To get to the World Cup, Steve Keshi and his men impressed in a 4-1 destruction of Ethiopia in the final qualifier and hopes are high that the Super Eagles will manage to do what no other African team has ever done.
The Nigerians have fond memories of their adventures on the other side of the Atlantic. In 1994 with Keshi as skipper of the Super Eagles, Nigeria reached the second round of the World Cup in the United States and were just minutes away from the quarter-finals against a strong Italian side led by Roberto Baggio.
However, Baggio struck the equaliser, and then the winner, to end the Super Eagles brave campaign.
That the Italian side went all the way to the final and were only beaten by Brazil on penalties, thus putting into context the quality of the Nigerian side.
Two years later, the Nigerian Olympic team went to the US and, powered by the silky skills of Nwanko Kanu, won gold at the Atlanta Games.
But there are genuine concerns that that the Super Eagles class of 2014 do not have the quality that was abundant in the class of ‘94.
Yes, Jon Obi Mikel has proved his class at Chelsea and is now the natural leader of the Super Eagles. But he doesn't seem to have the kind of authority needed to impose himself on a tournament as big as the World Cup.
And while Emmanuel Emenike has scored some crucial goals for his country, he doesn't appear to have the pedigree to be the kind of a forward who can take a World Cup by storm.
Defensively, the Nigerians have looked compact, thanks probably to Keshi's background as a defender. But in Brazil the opposition will be stronger than Ethiopia.
“I think the Super Eagles will compete in Brazil but l don't think they will shake the world,” Shepherd Chiware, a leading sports consultant in Harare, said.
“A lot will depend on their first game. If they do well, it can shape their tournament but if they start badly, things can go wrong horribly because you always feel something is set to explode when it comes to the Nigerian national football team.
“When they were coming to South Africa they hired a funny European coach who had never worked in Africa and the experiment backfired badly.
“Already we are hearing that the coach hasn't been paid for a very long time and such instability doesn't help.”
Cameroon and Cote d’Ivoire are driven by their ageing superstars and it's highly unlikely that Samuel Eto'o and Didier Drogba will set the stage alight in Brazil.
The Ivorians struggled in their final qualifier against a Senegalese side that didn't get to play in their backyard after being shifted to the neutral grounds of Morocco.
The Lions of Teranga came very close to causing a huge upset when they had a golden chance to kill the game in the dying moments of the second leg of the qualifier.

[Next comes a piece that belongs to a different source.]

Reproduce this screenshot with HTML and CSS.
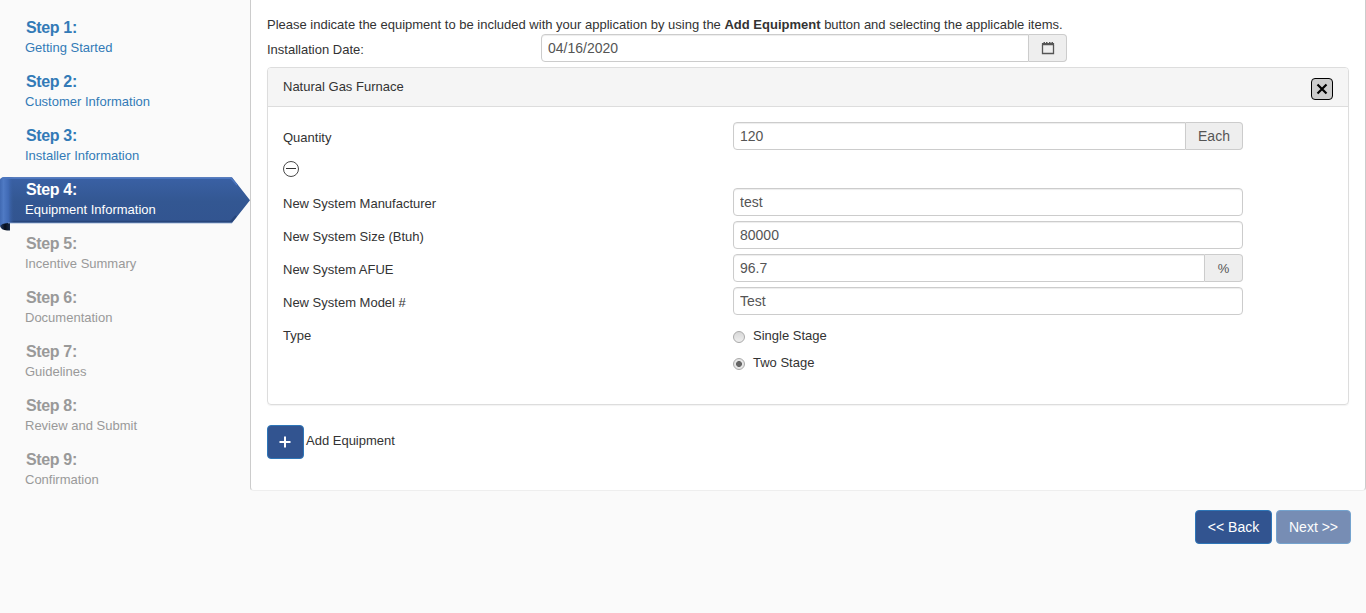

“I think the Ivorians have star quality in Yaya Toure but he struggled against Senegal in Casablanca,” said Chiware.
“But he is always fighting a lone battle in that midfield and you can't win a World Cup alone unless you are Diego Maradona.
“I think Drogba will have his swansong tournament but won't make an impact.
“My good money is on Ghana doing better than the rest of the continent but I am worried about their defence which showed a lot of weaknesses in that game against Egypt in Cairo.
“Gyan was their star man last time and he now has the extra burden of being the captain of the side and while he handled it well in the qualifiers, the World Cup will provide a different challenge.
“We haven't seen an exciting crop of young and talented players emerging in Africa in the past three years to excite us and create hope that they will do wonders at the World Cup in Brazil.”
There is a feeling that the Algerians, who struggled in South Africa, will struggle again in Brazil.
They needed goal difference to edge a brave Burkina Faso team in the final qualifier and did not do much to instill hope that they will tame the best that the world can offer in Brazil.
“I think a second round place will be a success for any of our teams in Brazil,” said Chiware. “It doesn't look good for us, really.”